損益増減 分析方法(基本編)

 主に営業利益を予算と、あるいは前年同期と比較する際、管理会計の実務においては下記のような内訳に落とし込んだうえで定性情報を関係者に聞きこむことが多いのではないか。直接的には製造業にしか当てはまらないが、応用すればサービス業などにも展開できると思う。

<売上面>
① 販売価格差異
② 販売数量差異
③ 品種構成差異


<コスト面>
変動費
④材料価格差異
⑤歩留り差異
⑥その他差異


固定費

⑦総額差異
⑧操業度差異

 操業度がアップすれば、製品単位当たりの固定費単価が薄まり、利益率がアップする。


 ①販売価格は利益の確保にとって最も重要な要素の一つと断言してよいだろう。
 売上高利益率が数十%あるような会社ならいいのだが、仮に5%しかない場合、1%の値引きにより利益率は4%となる。
 つまり、たった1%の値引きが、20%の減益要因となる。
 価格戦略の重要性は何度繰り返しても足りない。
 一つの銘柄を長期で安心して保有したければ、価格決定力のある企業を選ぶ必要がある。

 次に重要なのは数量確保だ。
 ②販売数量が増加すると生産量も上がるので、⑦操業度差異によってコストも安くなる。
数量増加の局面で、営業利益は比例直線を超えて二次関数曲線に近い上昇グラフを描くのはこのためだ。
 逆から考えると、販売数量減少は固定費単価上昇により営業利益率を加速度的に下落させる。この傾向は装置産業など固定費型の企業が大きくなる
 一つの銘柄を長期で安心して保有したければ、操業度差異の影響が僅少な変動費型の企業を選ぶ必要がある。
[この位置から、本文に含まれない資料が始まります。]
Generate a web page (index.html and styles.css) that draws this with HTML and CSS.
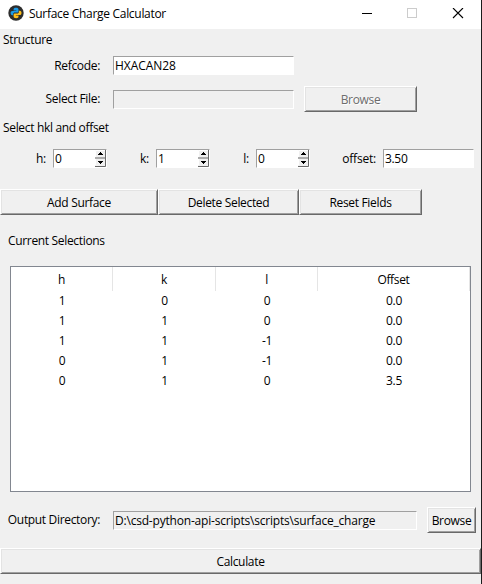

 その他の要因については、投資家が気にするようなものではないと思う。
 地道なコスト改善努力は称賛されるべきものだが、製品のコスト・利益は設計段階で概ね確定している。
 要するに、ビジネスモデルや販売戦略、製品設計などの上位ファクターと比較すると、一たび製造ラインに乗ってしまった後の改善効果など取るにならないものにしかなりえないのだ。現場にどっぷりつかっていると、この視点を忘れてしまう。
 長期投資にも同じことが言えるだろう。
 まず、マクロ経済があり、次に個別業界の見通し、個別企業のビジネス戦略、直近の財務諸表という順番。後半になるにしたがって、重要度は下がっていく。
 ただ、乗るのも降りるのも迅速に決断できる動体視力に恵まれた投資家にとっては、ミクロな情報の方が重要度が高い。私には決して備わっていない才能。そんな人間にも、投資の世界はそれにふさわしい投資方法を用意してくれているという話だ。